Deny rules with absolute Windows paths do not block file access

Resolved 💬 3 comments Opened Mar 15, 2026 by franckey Closed Mar 15, 2026

Description

Permission deny rules using absolute Windows paths in global settings.json (~/.claude/settings.json) do not block Read/Edit/Write tool calls. Files under denied paths remain fully accessible.

Environment

  • OS: Windows 11 Pro
  • Shell: Git Bash
  • Claude Code: VSCode extension (latest)

Steps to reproduce

  1. Add deny rules in ~/.claude/settings.json:
{
  "permissions": {
    "deny": [
      "Read(D:/some/protected/path/**)",
      "Edit(D:/some/protected/path/**)",
      "Write(D:/some/protected/path/**)"
    ]
  }
}
  1. Restart VSCode / start a new session
  2. Ask Claude to read a file under that path
  3. Expected: tool call is blocked
  4. Actual: file is read successfully, no blocking

Patterns tested (all failed to block)

  • Read(D:/some/path/**)
  • Read(//D:/some/path/**)
  • Read(**/dirname/**)

Why this matters

In enterprise environments, blocking access to shared drives (OneDrive, SharePoint, network shares) and sensitive directories is a baseline security requirement before deploying Claude Code.
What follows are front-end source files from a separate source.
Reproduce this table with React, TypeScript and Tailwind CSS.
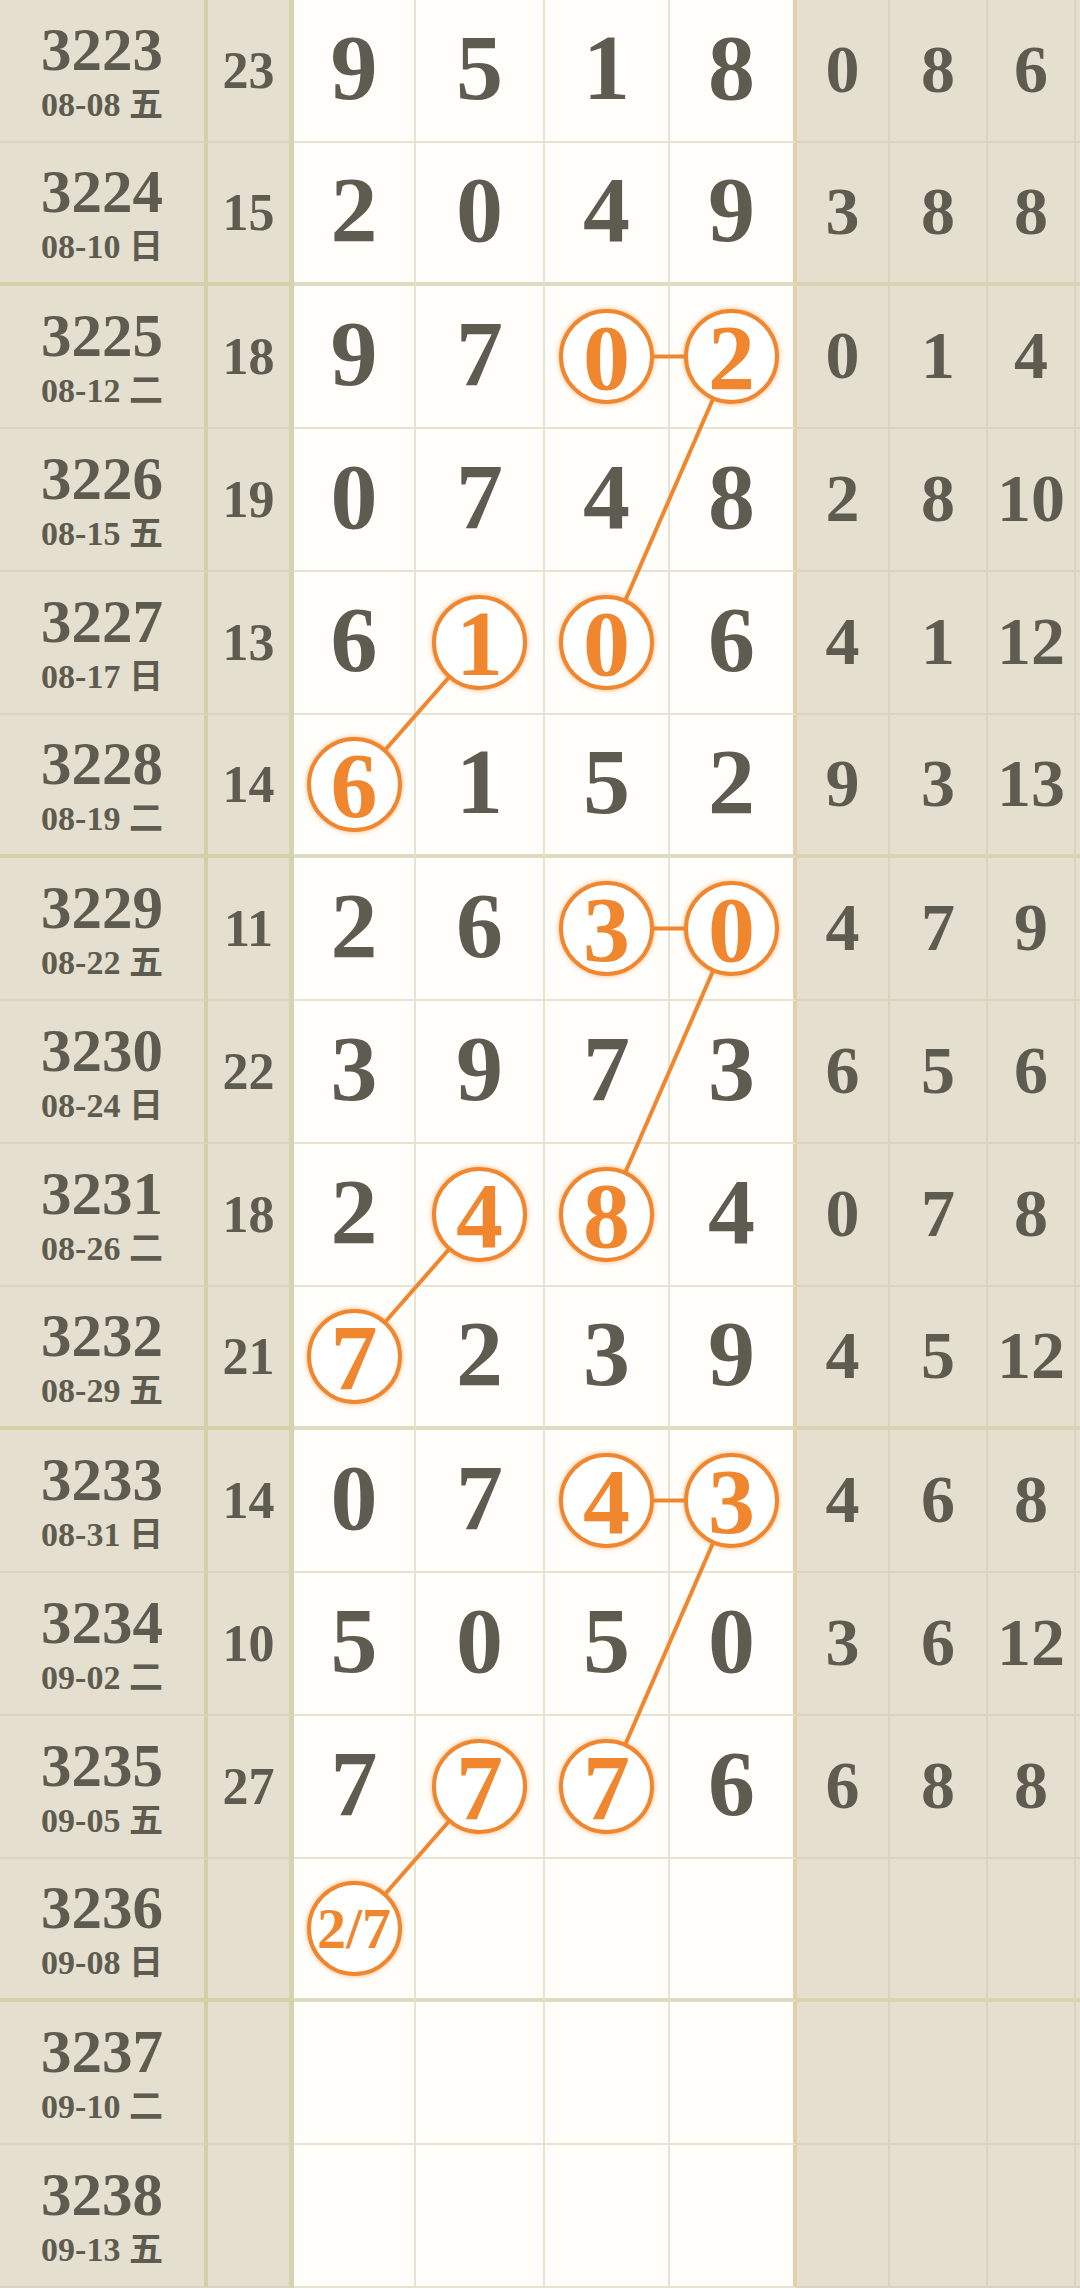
import React from "react";

type Row = {
  issue: string;
  date: string;
  wd: string;
  sum: string;
  d: string[];
  r: string[];
};

const rows: Row[] = [
  { issue: "3223", date: "08-08", wd: "五", sum: "23", d: ["9", "5", "1", "8"], r: ["0", "8", "6"] },
  { issue: "3224", date: "08-10", wd: "日", sum: "15", d: ["2", "0", "4", "9"], r: ["3", "8", "8"] },
  { issue: "3225", date: "08-12", wd: "二", sum: "18", d: ["9", "7", "0", "2"], r: ["0", "1", "4"] },
  { issue: "3226", date: "08-15", wd: "五", sum: "19", d: ["0", "7", "4", "8"], r: ["2", "8", "10"] },
  { issue: "3227", date: "08-17", wd: "日", sum: "13", d: ["6", "1", "0", "6"], r: ["4", "1", "12"] },
  { issue: "3228", date: "08-19", wd: "二", sum: "14", d: ["6", "1", "5", "2"], r: ["9", "3", "13"] },
  { issue: "3229", date: "08-22", wd: "五", sum: "11", d: ["2", "6", "3", "0"], r: ["4", "7", "9"] },
  { issue: "3230", date: "08-24", wd: "日", sum: "22", d: ["3", "9", "7", "3"], r: ["6", "5", "6"] },
  { issue: "3231", date: "08-26", wd: "二", sum: "18", d: ["2", "4", "8", "4"], r: ["0", "7", "8"] },
  { issue: "3232", date: "08-29", wd: "五", sum: "21", d: ["7", "2", "3", "9"], r: ["4", "5", "12"] },
  { issue: "3233", date: "08-31", wd: "日", sum: "14", d: ["0", "7", "4", "3"], r: ["4", "6", "8"] },
  { issue: "3234", date: "09-02", wd: "二", sum: "10", d: ["5", "0", "5", "0"], r: ["3", "6", "12"] },
  { issue: "3235", date: "09-05", wd: "五", sum: "27", d: ["7", "7", "7", "6"], r: ["6", "8", "8"] },
  { issue: "3236", date: "09-08", wd: "日", sum: "", d: ["2/7", "", "", ""], r: ["", "", ""] },
  { issue: "3237", date: "09-10", wd: "二", sum: "", d: ["", "", "", ""], r: ["", "", ""] },
  { issue: "3238", date: "09-13", wd: "五", sum: "", d: ["", "", "", ""], r: ["", "", ""] },
];

const circled = new Set([
  "2-2", "2-3", "4-1", "4-2", "5-0",
  "6-2", "6-3", "8-1", "8-2", "9-0",
  "10-2", "10-3", "12-1", "12-2", "13-0",
]);

const groupEnd = new Set([1, 5, 9, 13]);

const X = [354, 479.5, 607, 731.5];
const ROW_H = 143;
const cy = (r: number) => r * ROW_H + 70.5;

const segs: [number, number, number, number][] = [];
[2, 6, 10].forEach((b) => {
  segs.push([b, 2, b, 3]);
  segs.push([b, 3, b + 2, 2]);
  segs.push([b + 2, 1, b + 3, 0]);
});

const digitWidths = ["w-[122px]", "w-[129px]", "w-[125px]", "w-[127px]"];
const rightWidths = ["w-[93px]", "w-[98px]", "w-[88px]"];

export default function App() {
  return (
    <div
      className="w-[1080px] bg-[#e4dfce] text-[#5e5c50]"
      style={{ fontFamily: "'Liberation Serif', 'Noto Sans CJK SC', serif" }}
    >
      <div className="relative">
        {rows.map((row, ri) => {
          const g = groupEnd.has(ri);
          const tanB = g ? "border-b-4 border-b-[#d5d1a8]" : "border-b-2 border-b-[#dad4bd]";
          const whiteB = g ? "border-b-4 border-b-[#dddbc2]" : "border-b-2 border-b-[#e6e3d0]";
          const rightB = g ? "border-b-4 border-b-[#d8d3b0]" : "border-b-2 border-b-[#dad3bf]";
          return (
            <div key={ri} className="flex h-[143px]">
              <div
                className={`w-[208px] border-r-4 border-r-[#d3d0a6] ${tanB} flex flex-col items-center justify-center font-bold`}
              >
                <div className="text-[61px] leading-none">{row.issue}</div>
                <div className="mt-2 text-[34px] leading-none whitespace-nowrap">
                  {row.date} {row.wd}
                </div>
              </div>
              <div
                className={`w-[86px] border-r-[5px] border-r-[#d6d4ae] ${tanB} flex items-center justify-center font-bold text-[52px] leading-none`}
              >
                {row.sum}
              </div>
              {row.d.map((v, ci) => {
                const isC = circled.has(`${ri}-${ci}`);
                const last = ci === 3;
                return (
                  <div
                    key={ci}
                    className={`${digitWidths[ci]} bg-[#fffefa] ${whiteB} ${
                      last ? "border-r-4 border-r-[#e5cfab]" : "border-r-2 border-r-[#e6e3d0]"
                    } flex items-center justify-center font-bold leading-none`}
                  >
                    {isC ? (
                      <div className="relative z-10 w-[95px] h-[95px] shrink-0 rounded-full border-4 border-[#f0862d] bg-white flex items-center justify-center text-[#f0862d] shadow-[0_0_5px_rgba(240,134,45,0.6)]">
                        <span className={v.length > 1 ? "text-[58px] leading-none" : "text-[94px] leading-none"}>{v}</span>
                      </div>
                    ) : (
                      <span className="text-[94px] leading-none pb-2">{v}</span>
                    )}
                  </div>
                );
              })}
              {row.r.map((v, ci) => (
                <div
                  key={ci}
                  className={`${rightWidths[ci]} ${rightB} border-r-2 border-r-[#dad3bf] flex items-center justify-center font-bold text-[68px] leading-none`}
                >
                  <span className="pb-1">{v}</span>
                </div>
              ))}
              <div className={`flex-1 ${rightB}`} />
            </div>
          );
        })}
        <svg
          className="absolute left-0 top-0 z-0 pointer-events-none"
          width={1080}
          height={2289}
          viewBox="0 0 1080 2289"
        >
          {segs.map(([r1, c1, r2, c2], i) => (
            <line
              key={i}
              x1={X[c1]}
              y1={cy(r1)}
              x2={X[c2]}
              y2={cy(r2)}
              stroke="#f0862d"
              strokeWidth={4}
            />
          ))}
        </svg>
      </div>
    </div>
  );
}
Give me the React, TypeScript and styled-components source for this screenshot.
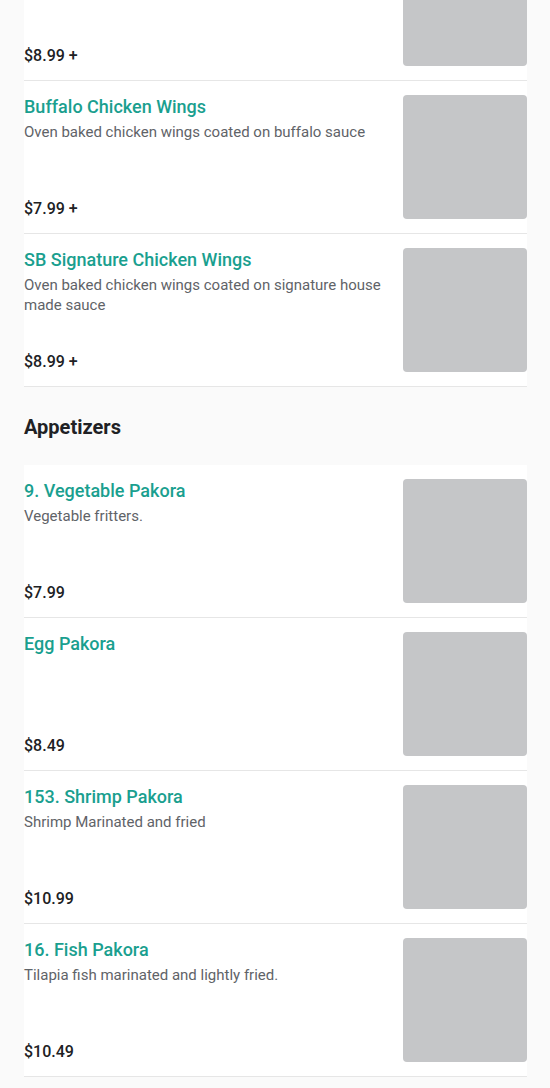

Without reliable absolute path deny rules on Windows, there is no native mechanism to enforce directory-level access control.

Hooks can partially work around this, but deny rules should be the primary, reliable mechanism.

Expected behavior

Deny rules with absolute Windows paths should block tool access consistently, matching the behavior on Unix-like systems.